Yes, those are the ones I remember; the ones who despite humble surrounding managed to make a home there. Every massive failure I’ve seen comes down to one thing; over reach, greed. People think “if I just risk a bit more, try a bit harder, I can hit that narrow target.” Some actually do, but not most.
Everyone wants to believe they’re exceptional, but to quote Syndrome in the Incredibles; “When everyone’s special, no one is.”
Someone has to do what needs doing, not what is glamorous or rewarding. It’s not as plain on the face of it, that doing “important” work often comes down to ego. A weak ego needs an external validation of identity, to say “you’re doing right”. But everyone sees it coming.
I guess that’s also part of my situation. The only real advantage I have is being unexpected, being atypical. So if people see me coming, I’ve already lost. I have to find a better disguise, outer trappings that don’t confess my loyalties.
“I feel like we’re made to be hungry for things that we are unlikely to get.”

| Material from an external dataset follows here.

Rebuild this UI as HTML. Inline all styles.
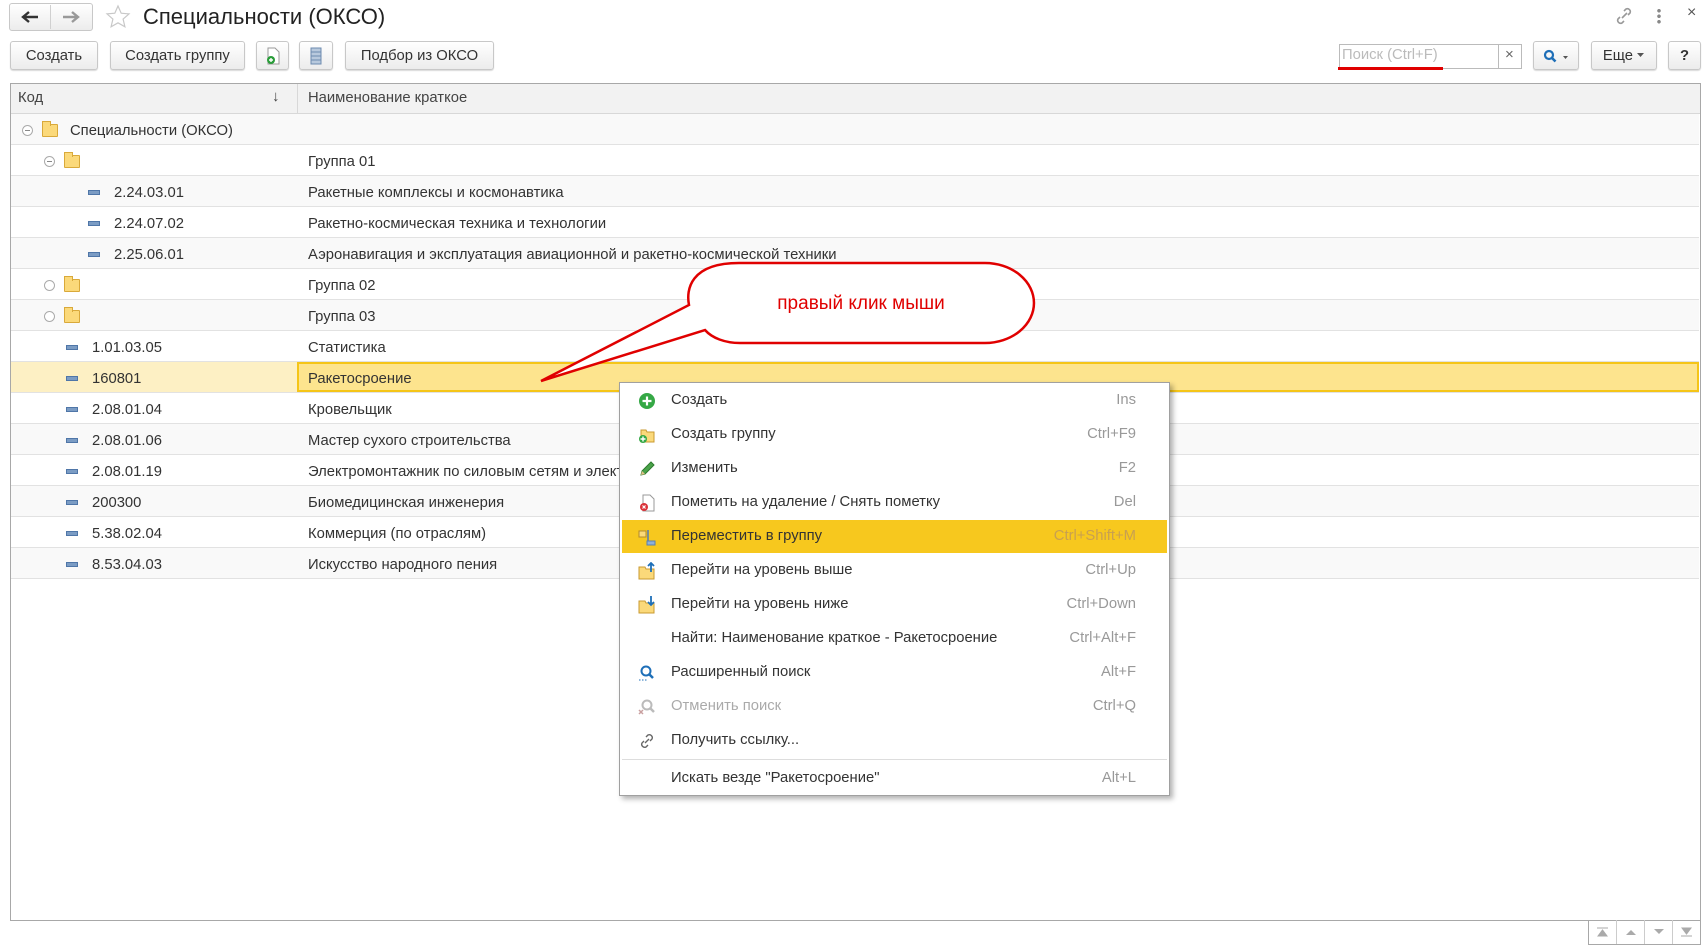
<!DOCTYPE html>
<html><head><meta charset="utf-8">
<style>
*{box-sizing:border-box;margin:0;padding:0}
body{width:1706px;height:949px;background:#fff;font-family:"Liberation Sans",Arial,sans-serif;color:#333;position:relative;overflow:hidden;font-size:14.8px}
.a{position:absolute}
.btn{position:absolute;height:29px;top:41px;border:1px solid #c8c8c8;border-radius:3px;background:linear-gradient(#fff,#ececec);box-shadow:0 1px 1px rgba(0,0,0,.15);display:flex;align-items:center;justify-content:center;font-size:14.8px;color:#333}
.row{position:absolute;left:11px;width:1688px;height:31px;border-bottom:1px solid #e2e2e2}
.row span{position:absolute;top:9px;white-space:nowrap}
.dash{position:absolute;top:14px;width:12px;height:5px;background:#7b9cc4;border:1px solid #4f76a8}
.fold{position:absolute;top:10px;width:16px;height:13px;background:#fbd97a;border:1px solid #d9a93a;border-radius:1px}
.fold:before{content:"";position:absolute;left:-1px;top:-4px;width:7px;height:4px;background:#fbd97a;border:1px solid #d9a93a;border-bottom:none}
.circ{position:absolute;top:11px;width:11px;height:11px;border:1px solid #aaa;border-radius:50%;background:#fff}
.circ.m:after{content:"";position:absolute;left:2px;top:4px;width:5px;height:1px;background:#888}
.mi{position:absolute;left:0;width:549px;height:34px;font-size:14.8px}
.mi .t{position:absolute;left:51px;top:9px;white-space:nowrap;color:#333}
.mi .k{position:absolute;right:33px;top:9px;color:#999;white-space:nowrap}
.mi svg{position:absolute;left:18px;top:9px}
</style></head><body>
<!-- nav -->
<div class="a" style="left:9px;top:3px;width:84px;height:28px;border:1px solid #c8c8c8;border-radius:3px;background:linear-gradient(#fff,#ececec)"></div>
<div class="a" style="left:50px;top:5px;width:1px;height:24px;background:#d0d0d0"></div>
<svg class="a" style="left:20px;top:9px" width="20" height="16"><path d="M18 8H4M9 3L3 8l6 5" stroke="#333" stroke-width="2.4" fill="none"/></svg>
<svg class="a" style="left:61px;top:9px" width="20" height="16"><path d="M2 8h14M11 3l6 5-6 5" stroke="#999" stroke-width="2.4" fill="none"/></svg>
<svg class="a" style="left:105px;top:4px" width="26" height="26"><path d="M13 2l3.2 7.2 7.8.7-5.9 5.2 1.8 7.7L13 18.8 6.1 22.8l1.8-7.7L2 9.9l7.8-.7z" fill="none" stroke="#c8c8c8" stroke-width="1.2"/></svg>
<div class="a" style="left:143px;top:4px;font-size:22px;color:#222">Специальности (ОКСО)</div>
<svg class="a" style="left:1614px;top:6px" width="20" height="20"><path d="M8 12l5-5M10 5l2-2a3 3 0 0 1 4 4l-2 2M10 15l-2 2a3 3 0 0 1-4-4l2-2" stroke="#999" stroke-width="1.6" fill="none"/></svg>
<div class="a" style="left:1657px;top:8px;width:4px;height:16px;background:radial-gradient(circle,#888 1.6px,transparent 2px) 0 0/4px 5.5px"></div>
<div class="a" style="left:1687px;top:4px;font-size:16px;color:#555">×</div>
<!-- toolbar -->
<div class="btn" style="left:10px;width:88px">Создать</div>
<div class="btn" style="left:110px;width:135px">Создать группу</div>
<div class="btn" style="left:256px;width:33px"><svg width="16" height="18"><path d="M3 1h7l4 4v12H3z" fill="#fff" stroke="#999"/><circle cx="6" cy="13" r="4" fill="#2a9d3a"/><path d="M6 11v4M4 13h4" stroke="#fff" stroke-width="1.4"/></svg></div>
<div class="btn" style="left:299px;width:34px"><svg width="12" height="18"><rect x="1" y="1" width="10" height="16" fill="#b8c9dd" stroke="#6d8bb0"/><path d="M1 5h10M1 9h10M1 13h10" stroke="#6d8bb0"/></svg></div>
<div class="btn" style="left:345px;width:149px">Подбор из ОКСО</div>
<div class="a" style="left:1339px;top:44px;width:183px;height:25px;border:1px solid #bbb;background:#fff"></div>
<div class="a" style="left:1498px;top:44px;width:1px;height:25px;background:#bbb"></div>
<div class="a" style="left:1342px;top:47px;color:#bbb;font-size:14.8px">Поиск (Ctrl+F)</div>
<div class="a" style="left:1505px;top:46px;color:#666;font-size:15px">×</div>
<div class="a" style="left:1338px;top:67px;width:105px;height:3px;background:#e00000"></div>
<div class="btn" style="left:1533px;width:46px;justify-content:flex-start;padding-left:9px"><svg width="26" height="14"><circle cx="6" cy="6" r="4" stroke="#1e6fb8" stroke-width="2.2" fill="none"/><path d="M9 9l3.5 3.5" stroke="#1e6fb8" stroke-width="2.6"/><path d="M20 7h5l-2.5 3z" fill="#555"/></svg></div>
<div class="btn" style="left:1591px;width:66px">Еще&nbsp;<svg width="8" height="5"><path d="M0 0h7l-3.5 4z" fill="#555"/></svg></div>
<div class="btn" style="left:1668px;width:33px;font-weight:bold">?</div>
<!-- table -->
<div class="a" style="left:10px;top:83px;width:1691px;height:838px;border:1px solid #a8a8a8"></div>
<div class="a" style="left:11px;top:84px;width:1689px;height:30px;background:#f2f2f2;border-bottom:1px solid #d8d8d8"></div>
<div class="a" style="left:297px;top:84px;width:1px;height:30px;background:#d8d8d8"></div>
<div class="a" style="left:18px;top:90px;color:#444">Код</div>
<div class="a" style="left:272px;top:88px;color:#444;font-size:15px">↓</div>
<div class="a" style="left:308px;top:90px;color:#444">Наименование краткое</div>

<div class="row" style="top:114px;background:#f9f9f9"><div class="circ m" style="left:11px"></div><div class="fold" style="left:31px"></div><span style="left:59px">Специальности (ОКСО)</span></div>
<div class="row" style="top:145px"><div class="circ m" style="left:33px"></div><div class="fold" style="left:53px"></div><span style="left:297px">Группа 01</span></div>
<div class="row" style="top:176px;background:#f9f9f9"><div class="dash" style="left:77px"></div><span style="left:103px">2.24.03.01</span><span style="left:297px">Ракетные комплексы и космонавтика</span></div>
<div class="row" style="top:207px"><div class="dash" style="left:77px"></div><span style="left:103px">2.24.07.02</span><span style="left:297px">Ракетно-космическая техника и технологии</span></div>
<div class="row" style="top:238px;background:#f9f9f9"><div class="dash" style="left:77px"></div><span style="left:103px">2.25.06.01</span><span style="left:297px">Аэронавигация и эксплуатация авиационной и ракетно-космической техники</span></div>
<div class="row" style="top:269px"><div class="circ" style="left:33px"></div><div class="fold" style="left:53px"></div><span style="left:297px">Группа 02</span></div>
<div class="row" style="top:300px;background:#f9f9f9"><div class="circ" style="left:33px"></div><div class="fold" style="left:53px"></div><span style="left:297px">Группа 03</span></div>
<div class="row" style="top:331px"><div class="dash" style="left:55px"></div><span style="left:81px">1.01.03.05</span><span style="left:297px">Статистика</span></div>
<div class="row" style="top:362px;background:#fdf0c4"><div class="a" style="left:286px;top:0;width:1402px;height:30px;background:#fde48e;border:2px solid #f5c518"></div><div class="dash" style="left:55px"></div><span style="left:81px">160801</span><span style="left:297px">Ракетосроение</span></div>
<div class="row" style="top:393px"><div class="dash" style="left:55px"></div><span style="left:81px">2.08.01.04</span><span style="left:297px">Кровельщик</span></div>
<div class="row" style="top:424px;background:#f9f9f9"><div class="dash" style="left:55px"></div><span style="left:81px">2.08.01.06</span><span style="left:297px">Мастер сухого строительства</span></div>
<div class="row" style="top:455px"><div class="dash" style="left:55px"></div><span style="left:81px">2.08.01.19</span><span style="left:297px">Электромонтажник по силовым сетям и электрооборудованию</span></div>
<div class="row" style="top:486px;background:#f9f9f9"><div class="dash" style="left:55px"></div><span style="left:81px">200300</span><span style="left:297px">Биомедицинская инженерия</span></div>
<div class="row" style="top:517px"><div class="dash" style="left:55px"></div><span style="left:81px">5.38.02.04</span><span style="left:297px">Коммерция (по отраслям)</span></div>
<div class="row" style="top:548px;background:#f9f9f9"><div class="dash" style="left:55px"></div><span style="left:81px">8.53.04.03</span><span style="left:297px">Искусство народного пения</span></div>

<!-- bottom nav -->
<div class="a" style="left:1588px;top:920px;width:113px;height:25px;border:1px solid #a8a8a8;border-top:none;display:flex">
<div style="flex:1;border-right:1px solid #ccc;display:flex;align-items:center;justify-content:center"><svg width="12" height="10"><path d="M0 1h11M1 9l4.5-6 4.5 6z" fill="#aaa" stroke="#aaa"/></svg></div>
<div style="flex:1;border-right:1px solid #ccc;display:flex;align-items:center;justify-content:center"><svg width="12" height="8"><path d="M1 7l5-5 5 5z" fill="#aaa"/></svg></div>
<div style="flex:1;border-right:1px solid #ccc;display:flex;align-items:center;justify-content:center"><svg width="12" height="8"><path d="M1 1l5 5 5-5z" fill="#aaa"/></svg></div>
<div style="flex:1;display:flex;align-items:center;justify-content:center"><svg width="12" height="10"><path d="M1 1l4.5 6 4.5-6zM0 9h11" fill="#aaa" stroke="#aaa"/></svg></div>
</div>

<!-- callout -->
<svg class="a" style="left:0;top:0" width="1706" height="949">
<path d="M739 263 H985 A49 40 0 0 1 985 343 H740 C725 343 712 338 705 330 L541 381 L689 305 C686 290 690 263 739 263 Z" fill="#fff" stroke="#e00000" stroke-width="2.5"/>
<text x="861" y="309" fill="#e00000" font-family="Liberation Sans,Arial,sans-serif" font-size="19" text-anchor="middle">правый клик мыши</text>
</svg>

<!-- context menu -->
<div class="a" style="left:619px;top:382px;width:551px;height:414px;background:#fff;border:1px solid #a0a0a0;box-shadow:3px 3px 5px rgba(0,0,0,.3)">
<div class="mi" style="top:0"><svg width="18" height="18"><circle cx="9" cy="9" r="8" fill="#35a845"/><path d="M9 4.5v9M4.5 9h9" stroke="#fff" stroke-width="2.2"/></svg><span class="t">Создать</span><span class="k">Ins</span></div>
<div class="mi" style="top:34px"><svg width="18" height="18"><path d="M3 4h5l1 2h7v10H3z" fill="#fbd97a" stroke="#c99a30"/><circle cx="5" cy="13" r="4" fill="#35a845"/><path d="M5 10.5v5M2.5 13h5" stroke="#fff" stroke-width="1.4"/></svg><span class="t">Создать группу</span><span class="k">Ctrl+F9</span></div>
<div class="mi" style="top:68px"><svg width="18" height="18"><path d="M3 15l1-4 9-9 3 3-9 9z" fill="#4aa34a" stroke="#2d7a2d"/><path d="M3 15l1-4 3 3z" fill="#e5c08a"/></svg><span class="t">Изменить</span><span class="k">F2</span></div>
<div class="mi" style="top:102px"><svg width="18" height="18"><path d="M5 1h7l4 4v12H5z" fill="#fff" stroke="#999"/><circle cx="6" cy="13" r="4" fill="#d9333a"/><path d="M4.5 11.5l3 3M7.5 11.5l-3 3" stroke="#fff" stroke-width="1.2"/></svg><span class="t">Пометить на удаление / Снять пометку</span><span class="k">Del</span></div>
<div class="a" style="left:2px;top:137px;width:545px;height:33px;background:#f7c81e"></div>
<div class="mi" style="top:136px"><svg width="18" height="18"><path d="M1 3h7v6H1z" fill="#fbd97a" stroke="#b08a30"/><path d="M10 2v12h6" stroke="#5a7fb0" stroke-width="1.6" fill="none"/><rect x="9" y="13" width="8" height="4" fill="#8fb0d8" stroke="#5a7fb0"/></svg><span class="t">Переместить в группу</span><span class="k" style="color:#c8a050">Ctrl+Shift+M</span></div>
<div class="mi" style="top:170px"><svg width="18" height="18"><path d="M1 5h6l1 2h8v10H1z" fill="#fbd97a" stroke="#c99a30"/><path d="M13 10V1M10 4l3-3 3 3" stroke="#1e6fb8" stroke-width="1.8" fill="none"/></svg><span class="t">Перейти на уровень выше</span><span class="k">Ctrl+Up</span></div>
<div class="mi" style="top:204px"><svg width="18" height="18"><path d="M1 5h6l1 2h8v10H1z" fill="#fbd97a" stroke="#c99a30"/><path d="M13 0v9M10 6l3 3 3-3" stroke="#1e6fb8" stroke-width="1.8" fill="none"/></svg><span class="t">Перейти на уровень ниже</span><span class="k">Ctrl+Down</span></div>
<div class="mi" style="top:238px"><span class="t">Найти: Наименование краткое - Ракетосроение</span><span class="k">Ctrl+Alt+F</span></div>
<div class="mi" style="top:272px"><svg width="18" height="18"><circle cx="8" cy="7" r="4.5" stroke="#1e6fb8" stroke-width="2" fill="none"/><path d="M11 10l4 4" stroke="#1e6fb8" stroke-width="2.5"/><path d="M1 16h8" stroke="#1e6fb8" stroke-dasharray="1.5 1.5"/></svg><span class="t">Расширенный поиск</span><span class="k">Alt+F</span></div>
<div class="mi" style="top:306px"><svg width="18" height="18"><circle cx="9" cy="7" r="4.5" stroke="#bbb" stroke-width="2" fill="none"/><path d="M12 10l4 4" stroke="#bbb" stroke-width="2.5"/><path d="M1 12l4 4M5 12l-4 4" stroke="#c9a0a0" stroke-width="1.5"/></svg><span class="t" style="color:#aaa">Отменить поиск</span><span class="k">Ctrl+Q</span></div>
<div class="mi" style="top:340px"><svg width="18" height="18"><path d="M7 11l4-4M8 5l2-2a3 3 0 0 1 4 4l-2 2M10 13l-2 2a3 3 0 0 1-4-4l2-2" stroke="#666" stroke-width="1.4" fill="none"/></svg><span class="t">Получить ссылку...</span></div>
<div class="a" style="left:2px;top:376px;width:545px;height:1px;background:#ddd"></div>
<div class="mi" style="top:378px"><span class="t">Искать везде "Ракетосроение"</span><span class="k">Alt+L</span></div>
</div>
</body></html>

I think that can be a good thing if we hit the perfect balance between delusion & reality. Say for example a romantic relationship. The best time is right in the beginning, almost before anything really happens, when you get those butterflies as you imagine getting the girl/guy. After that, you either get your heart broken or you do get the other person but the thrill will never be as good as that initial desire for something you don’t/can’t have.
So back to general life stuff, like you said we’re almost designed to thrive on that hungry feeling. I bet that’s what has led to the most progress overall. What sucks is like you said only a rare few can make it last. Most of us get crushed early in life and we quit, then attempt to downshift into a sort of plan B consolation prize.
But there’s a lot to be said for never quitting. I suppose a comedian or entertainer can keep at it, thru the lame gigs, seedy motels & outright disasters, and as long as they keep going then it’s never truly failure because the dream is alive. The carrot is still there at the end of the stick.
Of course like the donkey going for the carrot, it can be seen as a pretty foolish venture but as long as the donkey never realizes it maybe he’s having a good time.
My biggest fear is actually getting that carrot and realizing it tastes awful. Or maybe even just the act of eating it and realizing there’s nothing left can be profoundly depressing. That’s why I’m intrigued at celebrity suicides. As bad as I have it, I never want to reach the top and realize it’s nothing but a cliff overlooking an infinite abyss.
Unrealised ambition is the mother of all hell and torment.